Poenisch’s attorney never sends the draft, and no further steps are taken to consummate the transaction.

A year later Poenisch sends a letter to TMH seeking to enforce the email chain as a binding contract and asks TMH to sell its override for $20,000. TMH refuses, and Poenisch sues for specific performance. The trial court determines that the contract did not contain a legal property description sufficient to satisfy the Statute of Frauds. The court of appeals affirms the trial court’s Judgment.

Why did the suit fail?

In Texas, the Statute of Frauds requires a contract for the sale of real property (such as an overriding royalty) to be:

  • in writing,
  • signed by the person to be charged, and
  • a sufficient legal property description, such as the lease from which the override stems. The described property must be identified with “reasonable certainty”.

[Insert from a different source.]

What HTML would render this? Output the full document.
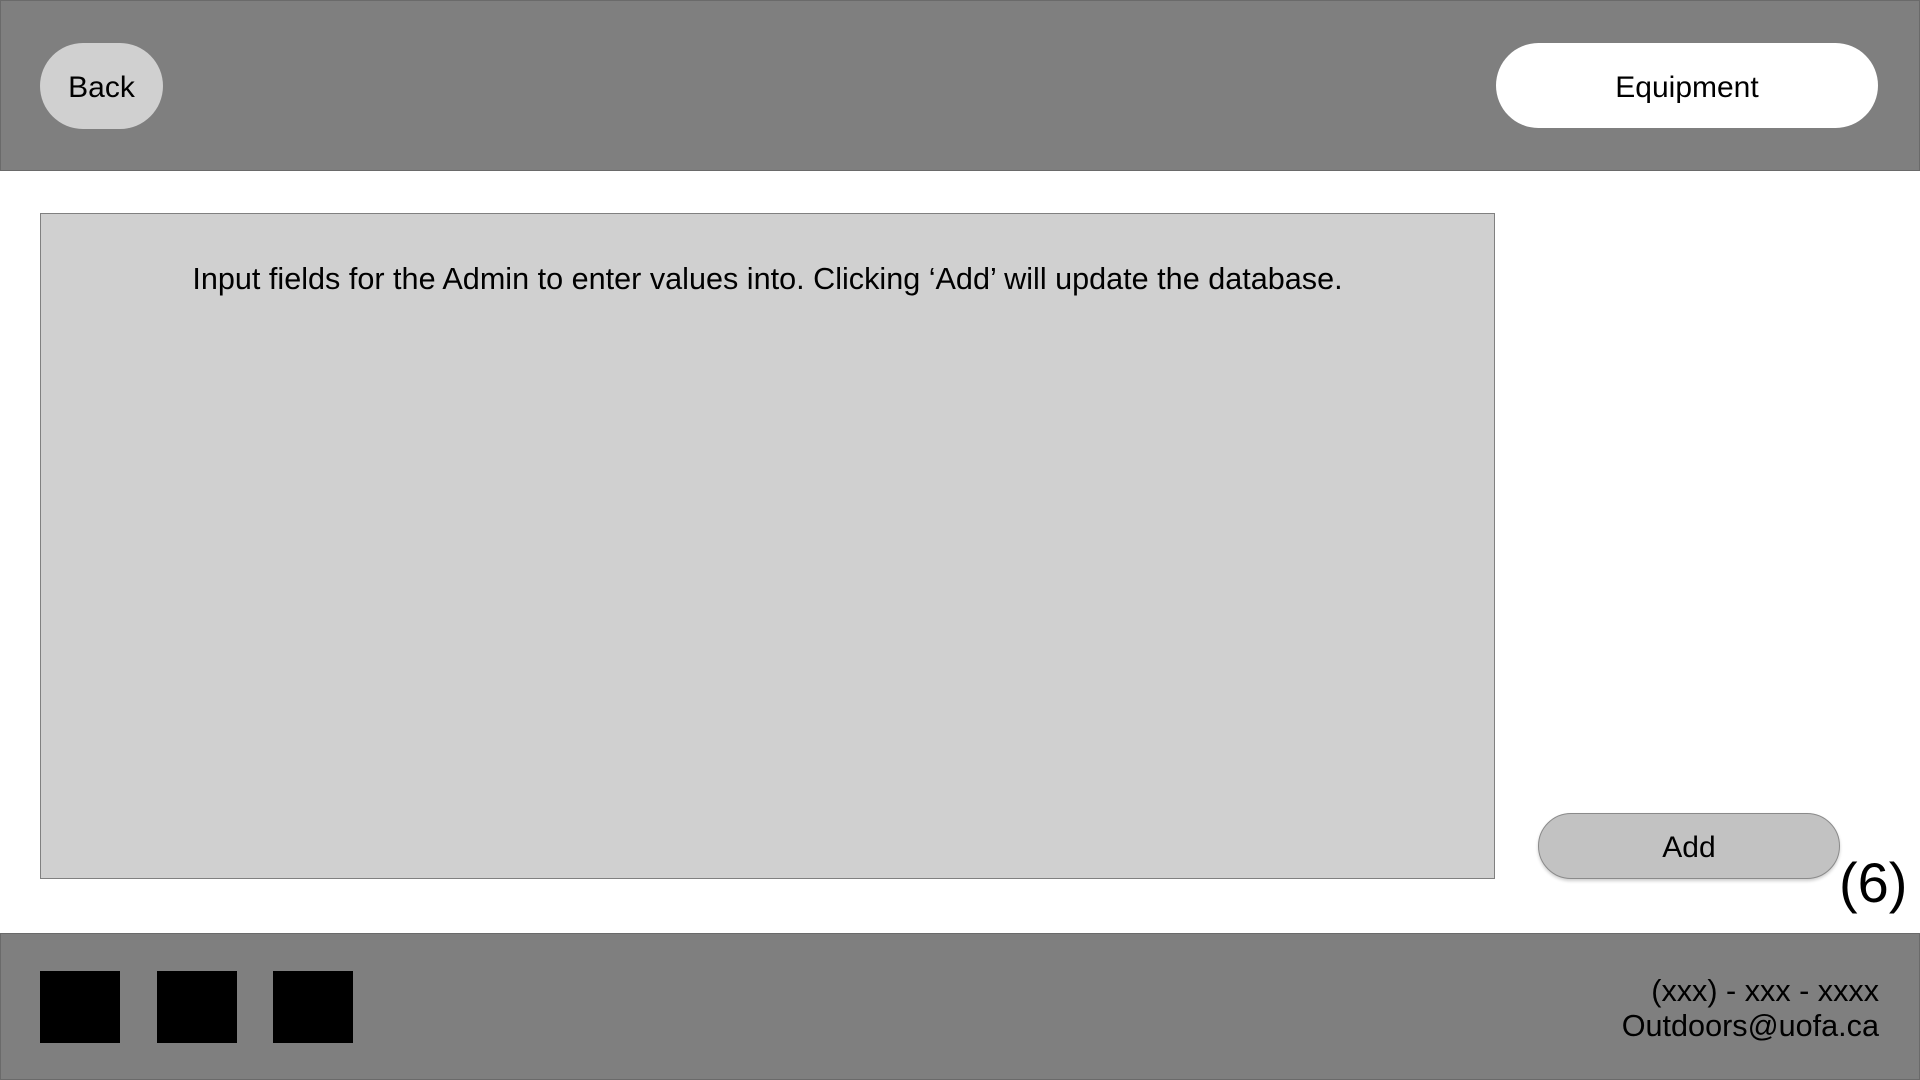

The only description of the property in the alleged contract was the bold portion of the email. Poenisch argued that the property described in the email could be identified with reasonable certainty when read with extrinsic evidence. The court disagreed.

  • The “descriptive language used in this email is vitally lacking in definitiveness.”
  • There must be a “key or nucleus” property description before extrinsic evidence can be introduced to identify the property with reasonable certainty.
  • Extrinsic evidence may be used only for the purpose of identifying the property with reasonable certainty from the data contained in the contract, not for the purpose of supplying the location or description of the property.

The purported contract contained an inadequate property description and the Statute of Frauds precluded Poenisch’s claims as a matter of law.